Question

Explain the formation of \[{\text{N}}{{\text{H}}_3}\] molecule with Valence bond theory.

Answer 1

Hint: VBT is also known as Valence bond theory. The covalent bond will form between the orbital of hydrogen and nitrogen. Only the vacant or half filled orbital will form a bond and not the fully filled orbital.

Complete step by step answer:
The valence shell electronic configuration of nitrogen is \[2{{\text{s}}^2}2{{\text{p}}^3}\]. It has 5 electrons in its valence shell.
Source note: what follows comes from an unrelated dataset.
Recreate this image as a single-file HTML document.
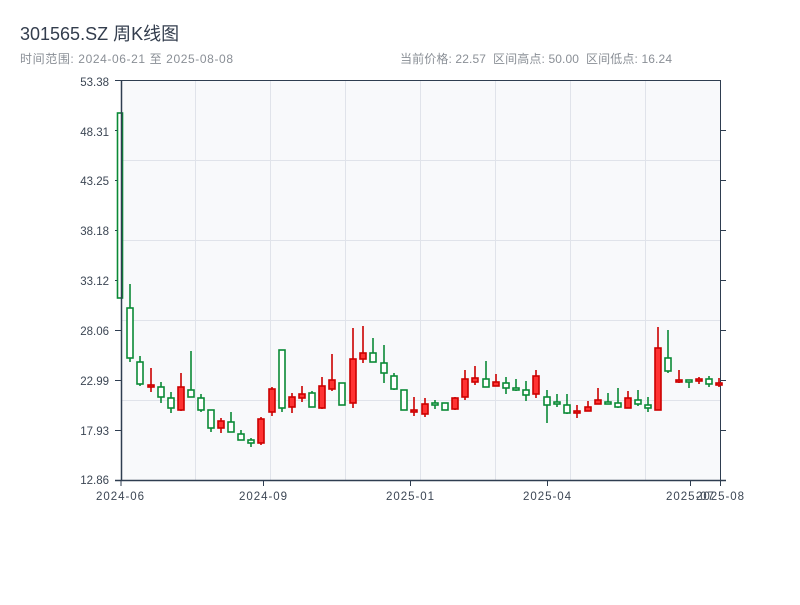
<!DOCTYPE html>
<html><head><meta charset="utf-8"><style>
body{margin:0;background:#fff;width:800px;height:600px;overflow:hidden;font-family:"Liberation Sans","Noto Sans CJK SC",sans-serif}
</style></head><body>
<svg width="800" height="600" xmlns="http://www.w3.org/2000/svg" font-family="Liberation Sans, Noto Sans CJK SC, sans-serif">
<text x="20" y="40" font-size="18" fill="#333d4d">301565.SZ 周K线图</text>
<text x="20" y="63" font-size="12" fill="#8a8f96" textLength="213" lengthAdjust="spacing">时间范围: 2024-06-21 至 2025-08-08</text>
<text x="400" y="63" font-size="12" fill="#8a8f96" textLength="272" lengthAdjust="spacing">当前价格: 22.57 &#160;区间高点: 50.00 &#160;区间低点: 16.24</text>
<rect x="121" y="80" width="599" height="400" fill="#f8f9fb"/>
<g stroke="#e0e3ea" stroke-width="1">
<line x1="195.5" y1="80" x2="195.5" y2="480"/><line x1="270.5" y1="80" x2="270.5" y2="480"/><line x1="345.5" y1="80" x2="345.5" y2="480"/><line x1="420.5" y1="80" x2="420.5" y2="480"/><line x1="495.5" y1="80" x2="495.5" y2="480"/><line x1="570.5" y1="80" x2="570.5" y2="480"/><line x1="645.5" y1="80" x2="645.5" y2="480"/>
<line x1="121" y1="160.5" x2="720" y2="160.5"/><line x1="121" y1="240.5" x2="720" y2="240.5"/><line x1="121" y1="320.5" x2="720" y2="320.5"/><line x1="121" y1="400.5" x2="720" y2="400.5"/>
</g>
<g stroke="#2e3d50" stroke-width="1">
<line x1="115" y1="80.5" x2="720" y2="80.5"/>
<line x1="115" y1="130.5" x2="121" y2="130.5"/><line x1="115" y1="180.5" x2="121" y2="180.5"/><line x1="115" y1="230.5" x2="121" y2="230.5"/><line x1="115" y1="280.5" x2="121" y2="280.5"/><line x1="115" y1="330.5" x2="121" y2="330.5"/><line x1="115" y1="380.5" x2="121" y2="380.5"/><line x1="115" y1="430.5" x2="121" y2="430.5"/>
<line x1="720.5" y1="80" x2="720.5" y2="481"/>
<line x1="720" y1="130.5" x2="726" y2="130.5"/><line x1="720" y1="180.5" x2="726" y2="180.5"/><line x1="720" y1="230.5" x2="726" y2="230.5"/><line x1="720" y1="280.5" x2="726" y2="280.5"/><line x1="720" y1="330.5" x2="726" y2="330.5"/><line x1="720" y1="380.5" x2="726" y2="380.5"/><line x1="720" y1="430.5" x2="726" y2="430.5"/>
<line x1="263.5" y1="480" x2="263.5" y2="486"/><line x1="410.5" y1="480" x2="410.5" y2="486"/><line x1="547.5" y1="480" x2="547.5" y2="486"/><line x1="690.5" y1="480" x2="690.5" y2="486"/><line x1="720.5" y1="480" x2="720.5" y2="486"/><line x1="121" y1="480" x2="121" y2="486"/>
</g>
<g font-size="11.5" fill="#3c4654" text-anchor="end">
<text x="109" y="86">53.38</text><text x="109" y="136">48.31</text><text x="109" y="185">43.25</text><text x="109" y="235">38.18</text><text x="109" y="285">33.12</text><text x="109" y="335">28.06</text><text x="109" y="385">22.99</text><text x="109" y="435">17.93</text><text x="109" y="484">12.86</text>
</g>
<g font-size="11.5" fill="#3c4654" text-anchor="middle">
<text x="120" y="500" textLength="48">2024-06</text><text x="263" y="500" textLength="48">2024-09</text><text x="410" y="500" textLength="48">2025-01</text><text x="547" y="500" textLength="48">2025-04</text><text x="690" y="500" textLength="48">2025-07</text><text x="720" y="500" textLength="48">2025-08</text>
</g>
<g stroke-width="1.6">
<g stroke="#0a8a36" fill="#fff">
<line x1="130" y1="284" x2="130" y2="362"/><rect x="127" y="308" width="6" height="50"/>
<line x1="140" y1="356" x2="140" y2="386"/><rect x="137" y="362" width="6" height="22"/>
<line x1="161" y1="382" x2="161" y2="403"/><rect x="158" y="387" width="6" height="10"/>
<line x1="171" y1="392" x2="171" y2="413"/><rect x="168" y="398" width="6" height="10"/>
<line x1="191" y1="351" x2="191" y2="397"/><rect x="188" y="390" width="6" height="7"/>
<line x1="201" y1="394" x2="201" y2="412"/><rect x="198" y="398" width="6" height="12"/>
<line x1="211" y1="410" x2="211" y2="432"/><rect x="208" y="410" width="6" height="18"/>
<line x1="231" y1="412" x2="231" y2="432"/><rect x="228" y="422" width="6" height="10"/>
<line x1="241" y1="430" x2="241" y2="440"/><rect x="238" y="434" width="6" height="6"/>
<line x1="251" y1="438" x2="251" y2="447"/><rect x="248" y="440" width="6" height="3"/>
<line x1="282" y1="350" x2="282" y2="412"/><rect x="279" y="350" width="6" height="58"/>
<line x1="312" y1="391" x2="312" y2="407"/><rect x="309" y="393" width="6" height="14"/>
<line x1="342" y1="383" x2="342" y2="405"/><rect x="339" y="383" width="6" height="22"/>
<line x1="373" y1="338" x2="373" y2="362"/><rect x="370" y="353" width="6" height="9"/>
<line x1="384" y1="345" x2="384" y2="383"/><rect x="381" y="363" width="6" height="10"/>
<line x1="394" y1="373" x2="394" y2="390"/><rect x="391" y="376" width="6" height="13"/>
<line x1="404" y1="390" x2="404" y2="410"/><rect x="401" y="390" width="6" height="20"/>
<line x1="435" y1="400" x2="435" y2="409"/><rect x="432" y="403" width="6" height="2"/>
<line x1="445" y1="403" x2="445" y2="410"/><rect x="442" y="403" width="6" height="7"/>
<line x1="486" y1="361" x2="486" y2="387"/><rect x="483" y="379" width="6" height="8"/>
<line x1="506" y1="377" x2="506" y2="394"/><rect x="503" y="383" width="6" height="5"/>
<line x1="516" y1="379" x2="516" y2="391"/><rect x="513" y="388" width="6" height="2"/>
<line x1="526" y1="381" x2="526" y2="401"/><rect x="523" y="390" width="6" height="5"/>
<line x1="547" y1="390" x2="547" y2="423"/><rect x="544" y="397" width="6" height="8"/>
<line x1="557" y1="394" x2="557" y2="407"/><rect x="554" y="402" width="6" height="2"/>
<line x1="567" y1="394" x2="567" y2="414"/><rect x="564" y="405" width="6" height="8"/>
<line x1="608" y1="393" x2="608" y2="404"/><rect x="605" y="402" width="6" height="2"/>
<line x1="618" y1="388" x2="618" y2="408"/><rect x="615" y="403" width="6" height="4"/>
<line x1="638" y1="390" x2="638" y2="406"/><rect x="635" y="400" width="6" height="4"/>
<line x1="648" y1="397" x2="648" y2="412"/><rect x="645" y="405" width="6" height="3"/>
<line x1="668" y1="330" x2="668" y2="373"/><rect x="665" y="358" width="6" height="13"/>
<line x1="689" y1="380" x2="689" y2="388"/><rect x="686" y="380" width="6" height="2"/>
<line x1="709" y1="376" x2="709" y2="387"/><rect x="706" y="379" width="6" height="5"/>
<rect x="117.5" y="113" width="5" height="185"/>
</g>
<g stroke="#cc0000" fill="#ff3333">
<line x1="151" y1="368" x2="151" y2="392"/><rect x="148" y="385" width="6" height="2"/>
<line x1="181" y1="373" x2="181" y2="411"/><rect x="178" y="387" width="6" height="23"/>
<line x1="221" y1="418" x2="221" y2="433"/><rect x="218" y="421" width="6" height="7"/>
<line x1="261" y1="417" x2="261" y2="445"/><rect x="258" y="419" width="6" height="24"/>
<line x1="272" y1="387" x2="272" y2="416"/><rect x="269" y="389" width="6" height="23"/>
<line x1="292" y1="393" x2="292" y2="413"/><rect x="289" y="397" width="6" height="10"/>
<line x1="302" y1="386" x2="302" y2="402"/><rect x="299" y="394" width="6" height="4"/>
<line x1="322" y1="377" x2="322" y2="409"/><rect x="319" y="386" width="6" height="22"/>
<line x1="332" y1="354" x2="332" y2="391"/><rect x="329" y="380" width="6" height="9"/>
<line x1="353" y1="328" x2="353" y2="408"/><rect x="350" y="359" width="6" height="44"/>
<line x1="363" y1="326" x2="363" y2="363"/><rect x="360" y="353" width="6" height="6"/>
<line x1="414" y1="397" x2="414" y2="416"/><rect x="411" y="410" width="6" height="2"/>
<line x1="425" y1="398" x2="425" y2="417"/><rect x="422" y="404" width="6" height="10"/>
<line x1="455" y1="397" x2="455" y2="410"/><rect x="452" y="398" width="6" height="11"/>
<line x1="465" y1="370" x2="465" y2="400"/><rect x="462" y="379" width="6" height="18"/>
<line x1="475" y1="366" x2="475" y2="385"/><rect x="472" y="378" width="6" height="4"/>
<line x1="496" y1="374" x2="496" y2="386"/><rect x="493" y="382" width="6" height="4"/>
<line x1="536" y1="370" x2="536" y2="398"/><rect x="533" y="376" width="6" height="18"/>
<line x1="577" y1="405" x2="577" y2="418"/><rect x="574" y="411" width="6" height="2"/>
<line x1="588" y1="401" x2="588" y2="411"/><rect x="585" y="407" width="6" height="4"/>
<line x1="598" y1="388" x2="598" y2="404"/><rect x="595" y="400" width="6" height="4"/>
<line x1="628" y1="391" x2="628" y2="408"/><rect x="625" y="398" width="6" height="10"/>
<line x1="658" y1="327" x2="658" y2="410"/><rect x="655" y="348" width="6" height="62"/>
<line x1="679" y1="370" x2="679" y2="383"/><rect x="676" y="380" width="6" height="2"/>
<line x1="699" y1="377" x2="699" y2="384"/><rect x="696" y="379" width="6" height="2"/>
<line x1="719" y1="378" x2="719" y2="387"/><rect x="716" y="383" width="6" height="2"/>
</g>
</g>
<line x1="121.5" y1="80" x2="121.5" y2="481" stroke="#2e3d50" stroke-width="1.5"/>
<line x1="115" y1="480.5" x2="726" y2="480.5" stroke="#2e3d50" stroke-width="1.5"/>
</svg>
</body></html>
An orbital can have a maximum of 2 electrons. There is 1 s orbital and 3 p orbital in nitrogen. The s orbital is fully filled and hence will not take part in hybridization. 3 electrons are present in 3 p orbital, one orbital contains one electron each according to Hund’s rule which says the electrons won’t get paired unless each orbital is singly occupied.
Hydrogen has only one electron in its atom. The electronic configuration of Hydrogen is \[{\text{1}}{{\text{s}}^1}\].
Hence the 3 p orbital of nitrogen will hybridize with three s orbital of three hydrogen atoms. Three \[{\text{N}} - {\text{H}}\] sigma bonds will form. The shape formed is trigonal pyramidal and the geometry is tetrahedral.

The bond is formed by the overlapping of the orbital. VBT considers the bond to be a polar covalent bond. The hybridisation of ammonia that is \[{\text{N}}{{\text{H}}_3}\] is \[{\text{s}}{{\text{p}}^3}\]. 3 bond pairs and 1 lone pair are present in ammonia.

Note:
Valence bond theory introduced the concept of hybridization in which the orbital with different energy mix together to form the orbital of nearly the same energy during bond formation. The valence bond theory gave various results but has still very limitations. The more acceptable theory is the Molecular orbital theory which is based on the principle that the orbital with nearly the same energy mixes to form the molecular orbital of different energies.